Some longtime supporters still question VCA’s decision to keep mum about the trust.

May Gerstle, who supported the building campaign, said she is now taking a wait-and-see approach with future donations.

“We gave less this year because we feel like we don’t know what is going on and how our money is being spent,” Gerstle said.

Other prominent islanders maintain strong support for the organization.

Jo Ann Bardeen, who is president of the board of Vashon Island Chorale, urged islanders to continue supporting VCA as it progresses beyond what she called “growing pains.” The arts center, she said, has encouraged island performers, including youth groups, to do their best work, and now she couldn’t imagine it not being there.
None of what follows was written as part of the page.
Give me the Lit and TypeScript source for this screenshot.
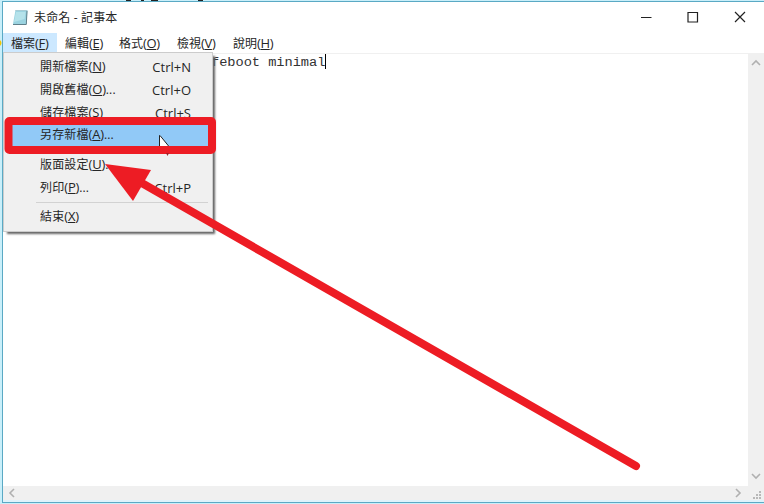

“We’ve just got to keep supporting it. I don’t see how anybody could not want to honor the generosity of KayWhite.”

JoAnn Bardeen

“It was too big a gift to our community, and we need to be grateful,” she said

Twersky, with 4Culture, said she also hopes for a repair of any rift between VCA and the community.

“There are clearly good people with broken trust about this project, and I think it is a serious question for the island — what will happen to VCA — will there be support or abandonment?” she said. “I wonder what the future holds for all the nonprofit arts groups held hostage by this real estate and construction market. I hope that new things and new people and ideas can find a solution for VCA.”